Phase Engineered 2D Transition Metal Dichalcogenides for Electronics

Two-dimensional transition metal dichalcogenides (2D TMDs) --- whose generalized formula is MX$_{\mathrm{2}}$, where M is a transition metal of groups 4--7 and X is a chalcogen --- consist of over 40 compounds. Complex metal TMDs assume the 1T phase where the transition metal atom coordination is octahedral. The 2H phase is stable in semiconducting TMDs where the coordination of metal atoms is trigonal prismatic. High performance of electronic and opto-electronic devices have been demonstrated with semiconducting TMDs while interesting condensed matter effects such as charge density waves and superconductivity have been observed in bulk metallic 1T phase TMDs. However, stability issues have hampered the study of interesting phenomena in two-dimensional 1T phase TMDs.
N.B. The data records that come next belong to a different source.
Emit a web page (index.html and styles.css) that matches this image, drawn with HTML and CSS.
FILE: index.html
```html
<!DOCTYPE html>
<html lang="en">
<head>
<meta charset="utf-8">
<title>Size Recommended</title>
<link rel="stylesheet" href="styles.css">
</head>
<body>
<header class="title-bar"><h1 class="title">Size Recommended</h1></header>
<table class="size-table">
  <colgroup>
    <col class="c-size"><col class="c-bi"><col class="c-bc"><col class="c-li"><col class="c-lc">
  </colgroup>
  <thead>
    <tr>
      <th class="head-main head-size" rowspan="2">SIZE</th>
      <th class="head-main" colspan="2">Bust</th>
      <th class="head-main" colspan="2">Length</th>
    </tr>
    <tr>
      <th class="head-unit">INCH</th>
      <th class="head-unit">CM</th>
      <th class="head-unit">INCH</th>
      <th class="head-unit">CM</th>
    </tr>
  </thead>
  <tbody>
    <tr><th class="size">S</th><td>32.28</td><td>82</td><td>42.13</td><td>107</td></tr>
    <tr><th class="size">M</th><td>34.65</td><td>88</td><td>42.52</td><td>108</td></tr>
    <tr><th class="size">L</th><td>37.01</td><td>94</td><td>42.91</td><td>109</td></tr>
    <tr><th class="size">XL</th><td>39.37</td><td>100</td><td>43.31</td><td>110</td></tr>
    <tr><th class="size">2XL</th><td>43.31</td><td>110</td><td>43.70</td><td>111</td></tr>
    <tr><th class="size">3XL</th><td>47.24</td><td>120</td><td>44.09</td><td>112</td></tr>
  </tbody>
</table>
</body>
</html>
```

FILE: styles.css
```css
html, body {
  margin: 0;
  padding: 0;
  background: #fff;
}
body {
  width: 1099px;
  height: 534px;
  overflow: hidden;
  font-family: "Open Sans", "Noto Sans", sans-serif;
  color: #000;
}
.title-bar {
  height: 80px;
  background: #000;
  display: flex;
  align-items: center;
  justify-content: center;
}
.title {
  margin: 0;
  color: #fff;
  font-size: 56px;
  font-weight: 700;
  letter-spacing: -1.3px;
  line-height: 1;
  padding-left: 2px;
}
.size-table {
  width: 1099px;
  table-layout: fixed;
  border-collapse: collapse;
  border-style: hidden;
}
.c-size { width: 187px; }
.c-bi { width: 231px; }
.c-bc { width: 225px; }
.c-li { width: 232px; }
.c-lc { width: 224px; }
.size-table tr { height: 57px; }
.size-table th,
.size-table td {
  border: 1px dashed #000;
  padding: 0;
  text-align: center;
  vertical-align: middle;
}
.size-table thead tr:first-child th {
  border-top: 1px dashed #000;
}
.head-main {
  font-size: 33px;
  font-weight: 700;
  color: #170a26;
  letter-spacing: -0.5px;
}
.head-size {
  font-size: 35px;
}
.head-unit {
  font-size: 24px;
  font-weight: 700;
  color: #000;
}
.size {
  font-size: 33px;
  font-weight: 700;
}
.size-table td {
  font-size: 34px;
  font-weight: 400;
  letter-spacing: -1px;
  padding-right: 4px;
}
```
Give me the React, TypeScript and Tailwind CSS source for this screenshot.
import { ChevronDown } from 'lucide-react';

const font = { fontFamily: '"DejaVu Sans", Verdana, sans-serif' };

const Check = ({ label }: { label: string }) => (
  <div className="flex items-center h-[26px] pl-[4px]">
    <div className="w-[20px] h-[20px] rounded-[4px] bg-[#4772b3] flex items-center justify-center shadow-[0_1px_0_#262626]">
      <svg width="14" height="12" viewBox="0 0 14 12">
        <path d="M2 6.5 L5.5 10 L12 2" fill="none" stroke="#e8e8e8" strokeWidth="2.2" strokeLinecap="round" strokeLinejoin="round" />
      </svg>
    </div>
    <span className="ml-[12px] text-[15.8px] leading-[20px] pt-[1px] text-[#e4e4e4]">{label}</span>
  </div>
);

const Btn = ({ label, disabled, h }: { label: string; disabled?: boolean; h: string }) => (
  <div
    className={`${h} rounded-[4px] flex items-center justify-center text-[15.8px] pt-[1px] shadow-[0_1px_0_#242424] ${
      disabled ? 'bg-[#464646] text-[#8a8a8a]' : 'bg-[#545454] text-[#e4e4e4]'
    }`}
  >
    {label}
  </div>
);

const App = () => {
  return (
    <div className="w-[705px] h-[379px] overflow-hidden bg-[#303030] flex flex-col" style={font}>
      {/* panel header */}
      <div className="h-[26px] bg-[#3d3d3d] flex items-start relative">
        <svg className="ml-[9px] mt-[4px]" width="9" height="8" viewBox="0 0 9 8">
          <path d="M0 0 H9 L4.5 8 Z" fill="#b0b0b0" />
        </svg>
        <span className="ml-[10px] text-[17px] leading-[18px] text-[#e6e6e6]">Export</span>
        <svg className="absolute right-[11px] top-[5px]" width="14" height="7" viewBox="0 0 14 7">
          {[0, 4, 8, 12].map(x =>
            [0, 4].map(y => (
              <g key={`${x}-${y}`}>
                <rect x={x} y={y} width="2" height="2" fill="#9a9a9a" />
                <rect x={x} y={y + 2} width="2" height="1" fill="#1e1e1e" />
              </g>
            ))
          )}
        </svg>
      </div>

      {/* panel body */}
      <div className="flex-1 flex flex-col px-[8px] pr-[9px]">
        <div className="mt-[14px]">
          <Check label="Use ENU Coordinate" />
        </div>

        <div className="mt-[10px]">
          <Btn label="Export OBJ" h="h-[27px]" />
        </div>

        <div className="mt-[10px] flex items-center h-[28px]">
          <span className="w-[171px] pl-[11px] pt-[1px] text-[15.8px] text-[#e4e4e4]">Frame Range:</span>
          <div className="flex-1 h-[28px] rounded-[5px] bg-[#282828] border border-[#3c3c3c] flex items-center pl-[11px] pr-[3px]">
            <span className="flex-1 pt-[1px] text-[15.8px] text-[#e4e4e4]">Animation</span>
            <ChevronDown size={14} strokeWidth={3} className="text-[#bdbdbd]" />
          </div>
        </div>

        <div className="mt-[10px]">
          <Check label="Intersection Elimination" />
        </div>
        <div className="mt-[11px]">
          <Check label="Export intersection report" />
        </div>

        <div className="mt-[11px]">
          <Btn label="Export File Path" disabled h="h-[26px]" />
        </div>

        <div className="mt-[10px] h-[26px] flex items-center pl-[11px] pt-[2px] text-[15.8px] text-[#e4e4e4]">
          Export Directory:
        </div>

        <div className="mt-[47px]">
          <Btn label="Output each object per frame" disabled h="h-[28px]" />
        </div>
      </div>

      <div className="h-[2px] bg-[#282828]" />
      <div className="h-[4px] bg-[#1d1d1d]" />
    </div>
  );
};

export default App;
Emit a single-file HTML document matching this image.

Recently there has been a surge of activity in developing methodology to reversibly convert 2D 2H phase TMDs to 1T phase. In contrast with typical phase transformation conditions involving pressure and temperature, phase conversion in TMDs involves transformation by chemistry at room temperature and pressure. Using this method, we are able to convert 2H phase 2D TMDs to the 1T phase or locally pattern the 1T phase on 2H phase 2D TMDs. The chemically converted 1T phase 2D TMDs exhibit interesting properties that are being exploited for in applications such as high performance field effect transistors. In this contribution, I will summarize the key properties of 2D 1T phase TMDs and their applications for electronics.